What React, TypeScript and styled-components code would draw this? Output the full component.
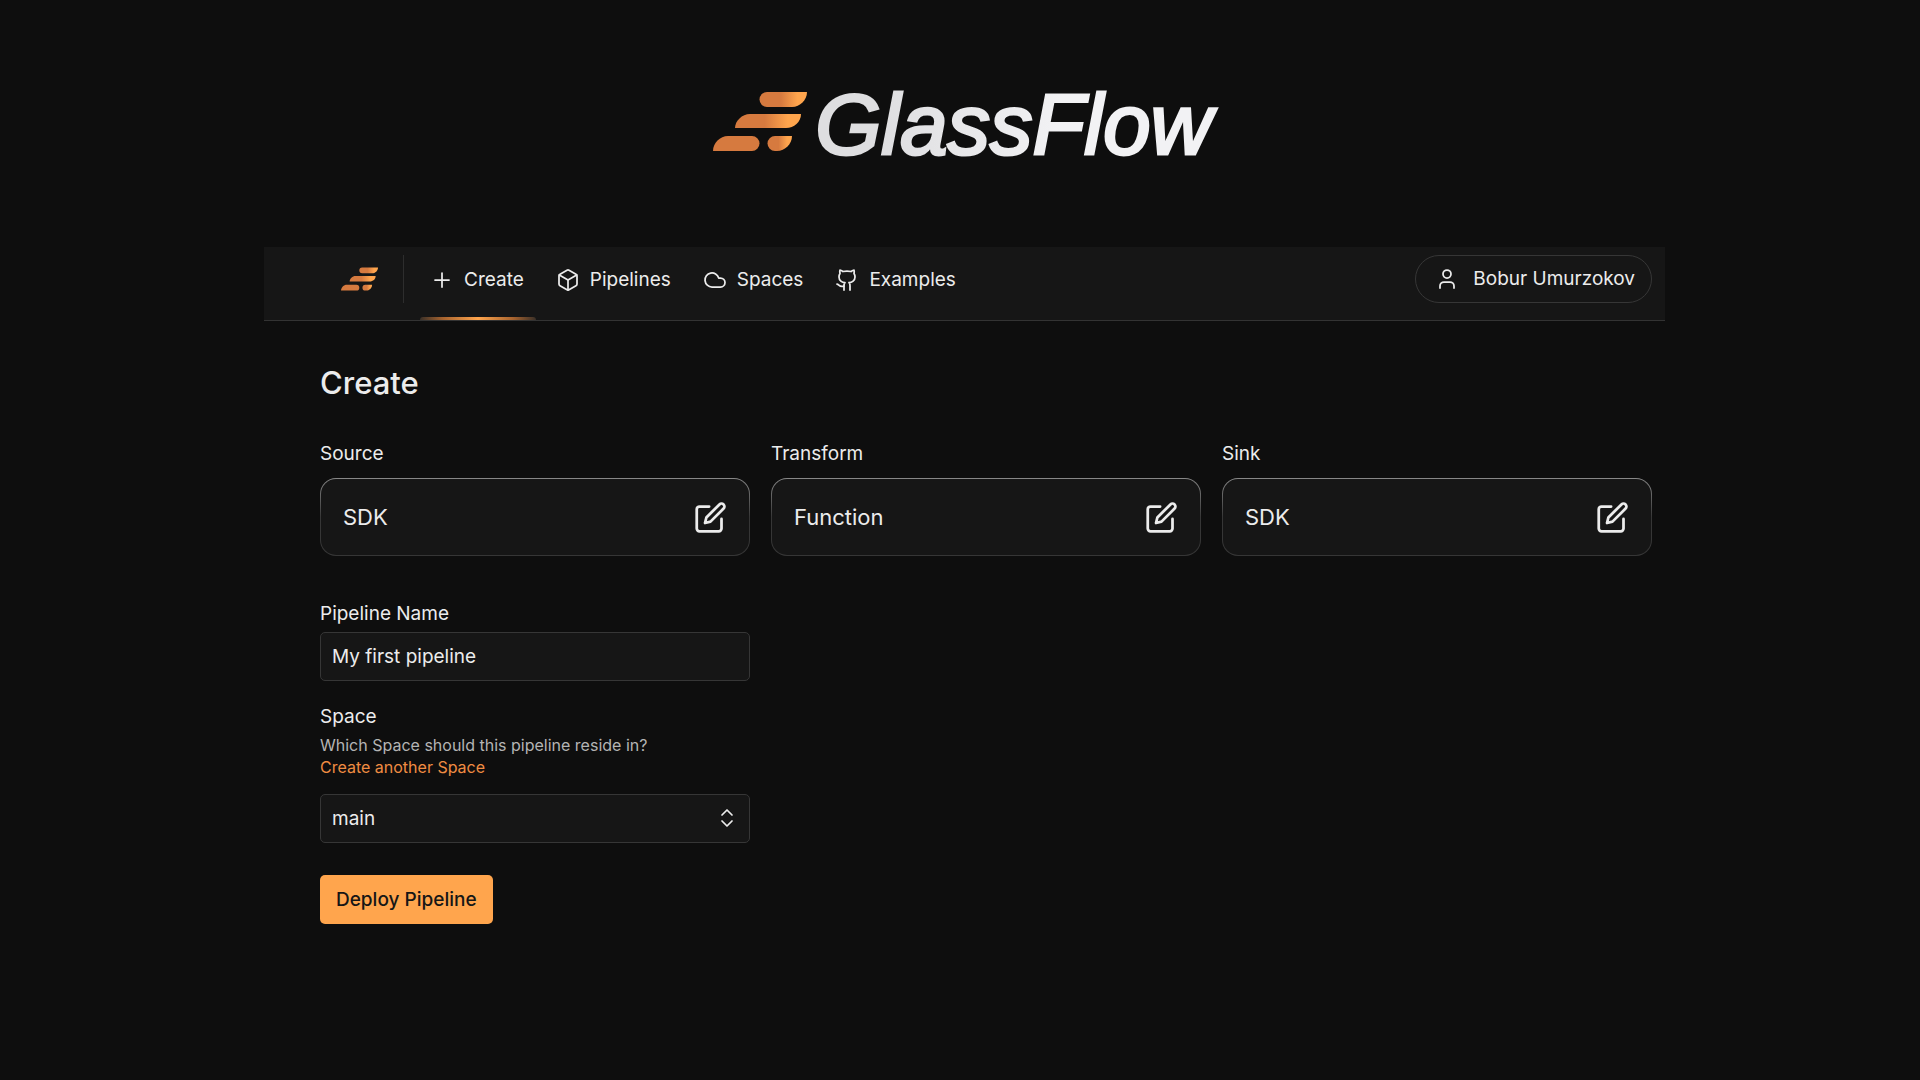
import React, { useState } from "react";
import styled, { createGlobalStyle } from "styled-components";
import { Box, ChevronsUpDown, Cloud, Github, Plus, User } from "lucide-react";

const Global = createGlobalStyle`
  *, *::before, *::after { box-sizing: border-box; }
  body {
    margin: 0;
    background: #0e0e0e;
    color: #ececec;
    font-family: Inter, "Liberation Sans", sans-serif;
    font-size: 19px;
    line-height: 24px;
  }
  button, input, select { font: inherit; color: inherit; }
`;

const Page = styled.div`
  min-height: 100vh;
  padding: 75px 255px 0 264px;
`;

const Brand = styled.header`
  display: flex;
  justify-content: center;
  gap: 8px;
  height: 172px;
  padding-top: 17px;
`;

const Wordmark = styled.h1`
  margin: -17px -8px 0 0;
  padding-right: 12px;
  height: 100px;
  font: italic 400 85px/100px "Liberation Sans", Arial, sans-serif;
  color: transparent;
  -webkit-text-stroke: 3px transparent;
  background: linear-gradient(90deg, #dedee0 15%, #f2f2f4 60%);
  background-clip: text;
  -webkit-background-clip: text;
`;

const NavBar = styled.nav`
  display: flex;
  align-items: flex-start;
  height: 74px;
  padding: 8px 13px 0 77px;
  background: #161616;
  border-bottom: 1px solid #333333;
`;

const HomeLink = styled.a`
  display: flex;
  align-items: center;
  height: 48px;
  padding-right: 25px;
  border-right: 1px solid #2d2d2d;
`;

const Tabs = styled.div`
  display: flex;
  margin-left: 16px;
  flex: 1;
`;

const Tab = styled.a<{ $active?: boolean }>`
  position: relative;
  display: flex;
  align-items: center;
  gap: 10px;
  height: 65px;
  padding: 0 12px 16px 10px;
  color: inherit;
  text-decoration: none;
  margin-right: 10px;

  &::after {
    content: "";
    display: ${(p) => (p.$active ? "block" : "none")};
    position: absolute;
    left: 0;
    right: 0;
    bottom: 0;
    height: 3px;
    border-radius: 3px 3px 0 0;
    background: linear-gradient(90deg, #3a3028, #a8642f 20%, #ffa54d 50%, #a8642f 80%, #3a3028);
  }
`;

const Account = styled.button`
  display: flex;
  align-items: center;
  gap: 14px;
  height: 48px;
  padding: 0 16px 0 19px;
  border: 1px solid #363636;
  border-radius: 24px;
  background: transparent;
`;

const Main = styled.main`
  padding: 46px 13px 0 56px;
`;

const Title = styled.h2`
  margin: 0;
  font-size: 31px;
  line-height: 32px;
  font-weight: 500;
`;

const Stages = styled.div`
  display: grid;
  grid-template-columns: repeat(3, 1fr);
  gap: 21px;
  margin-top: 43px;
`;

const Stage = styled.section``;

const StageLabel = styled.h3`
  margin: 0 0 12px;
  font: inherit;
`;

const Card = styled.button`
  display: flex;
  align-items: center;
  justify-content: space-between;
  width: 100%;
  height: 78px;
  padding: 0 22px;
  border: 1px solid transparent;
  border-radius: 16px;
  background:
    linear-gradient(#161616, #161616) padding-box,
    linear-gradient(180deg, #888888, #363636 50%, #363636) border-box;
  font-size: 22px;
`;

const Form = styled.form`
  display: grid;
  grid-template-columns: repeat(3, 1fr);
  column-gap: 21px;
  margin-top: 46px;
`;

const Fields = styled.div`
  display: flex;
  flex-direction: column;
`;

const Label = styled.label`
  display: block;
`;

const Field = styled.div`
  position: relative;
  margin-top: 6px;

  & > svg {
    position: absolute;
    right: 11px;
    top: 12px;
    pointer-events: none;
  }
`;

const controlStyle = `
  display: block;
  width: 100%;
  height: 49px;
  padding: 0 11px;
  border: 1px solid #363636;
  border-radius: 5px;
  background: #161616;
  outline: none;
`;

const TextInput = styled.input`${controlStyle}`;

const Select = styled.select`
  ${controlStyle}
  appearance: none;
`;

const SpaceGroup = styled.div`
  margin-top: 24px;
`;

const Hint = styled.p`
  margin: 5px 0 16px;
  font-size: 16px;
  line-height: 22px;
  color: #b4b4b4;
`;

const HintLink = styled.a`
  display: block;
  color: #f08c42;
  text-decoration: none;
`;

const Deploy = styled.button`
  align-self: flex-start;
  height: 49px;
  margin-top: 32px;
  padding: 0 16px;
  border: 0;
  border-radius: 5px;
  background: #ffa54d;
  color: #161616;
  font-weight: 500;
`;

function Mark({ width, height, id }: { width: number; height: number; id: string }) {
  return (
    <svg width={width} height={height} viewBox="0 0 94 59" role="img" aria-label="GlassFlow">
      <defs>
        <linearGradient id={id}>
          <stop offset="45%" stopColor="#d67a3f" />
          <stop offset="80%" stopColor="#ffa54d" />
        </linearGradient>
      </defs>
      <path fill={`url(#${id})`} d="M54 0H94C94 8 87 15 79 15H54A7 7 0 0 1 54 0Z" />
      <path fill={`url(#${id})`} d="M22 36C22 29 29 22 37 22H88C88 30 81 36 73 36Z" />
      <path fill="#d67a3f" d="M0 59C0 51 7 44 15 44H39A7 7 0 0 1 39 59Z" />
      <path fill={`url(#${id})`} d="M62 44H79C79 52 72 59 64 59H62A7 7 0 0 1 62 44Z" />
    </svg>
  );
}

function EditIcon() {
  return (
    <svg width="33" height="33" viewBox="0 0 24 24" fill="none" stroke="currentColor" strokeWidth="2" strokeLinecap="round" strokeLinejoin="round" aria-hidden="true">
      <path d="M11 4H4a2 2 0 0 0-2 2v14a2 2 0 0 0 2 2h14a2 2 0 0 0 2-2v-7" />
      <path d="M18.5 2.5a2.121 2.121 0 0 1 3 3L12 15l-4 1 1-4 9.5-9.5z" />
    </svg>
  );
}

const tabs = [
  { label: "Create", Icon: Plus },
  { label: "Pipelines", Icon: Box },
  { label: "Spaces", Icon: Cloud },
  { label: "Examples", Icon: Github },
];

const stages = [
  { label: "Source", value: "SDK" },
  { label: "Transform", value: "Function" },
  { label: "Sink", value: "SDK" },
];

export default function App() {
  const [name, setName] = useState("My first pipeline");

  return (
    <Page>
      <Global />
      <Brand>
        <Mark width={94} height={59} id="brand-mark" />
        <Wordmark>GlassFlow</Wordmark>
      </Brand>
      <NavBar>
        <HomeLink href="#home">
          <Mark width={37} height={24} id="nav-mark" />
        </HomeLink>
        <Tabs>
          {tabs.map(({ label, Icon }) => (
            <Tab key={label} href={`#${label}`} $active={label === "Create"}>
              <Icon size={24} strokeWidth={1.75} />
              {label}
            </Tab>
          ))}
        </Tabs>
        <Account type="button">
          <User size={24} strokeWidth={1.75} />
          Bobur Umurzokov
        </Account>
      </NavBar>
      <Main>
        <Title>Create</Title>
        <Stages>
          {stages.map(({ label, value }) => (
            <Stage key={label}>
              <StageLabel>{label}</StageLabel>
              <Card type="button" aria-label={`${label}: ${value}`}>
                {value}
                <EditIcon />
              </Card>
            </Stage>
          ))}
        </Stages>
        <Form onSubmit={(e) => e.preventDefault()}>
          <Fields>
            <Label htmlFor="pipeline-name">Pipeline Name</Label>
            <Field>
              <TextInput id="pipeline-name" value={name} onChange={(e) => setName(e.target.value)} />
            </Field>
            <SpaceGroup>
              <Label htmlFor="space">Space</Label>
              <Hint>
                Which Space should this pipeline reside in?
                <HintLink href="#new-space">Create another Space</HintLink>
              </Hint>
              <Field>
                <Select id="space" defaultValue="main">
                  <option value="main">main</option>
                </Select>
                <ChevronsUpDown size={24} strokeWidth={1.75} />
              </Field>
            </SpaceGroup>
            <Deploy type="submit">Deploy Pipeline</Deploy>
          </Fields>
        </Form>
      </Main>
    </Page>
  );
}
◇ ◇ ◇ ◇ ◇ ◇ ◇
Task goal:
Only lines belong in the copy: transcribe those from the start of the data through the line that contains "Github, Plus, User", and skip the pictures.

Output of the exercise:
What React, TypeScript and styled-components code would draw this? Output the full component.
import React, { useState } from "react";
import styled, { createGlobalStyle } from "styled-components";
import { Box, ChevronsUpDown, Cloud, Github, Plus, User } from "lucide-react";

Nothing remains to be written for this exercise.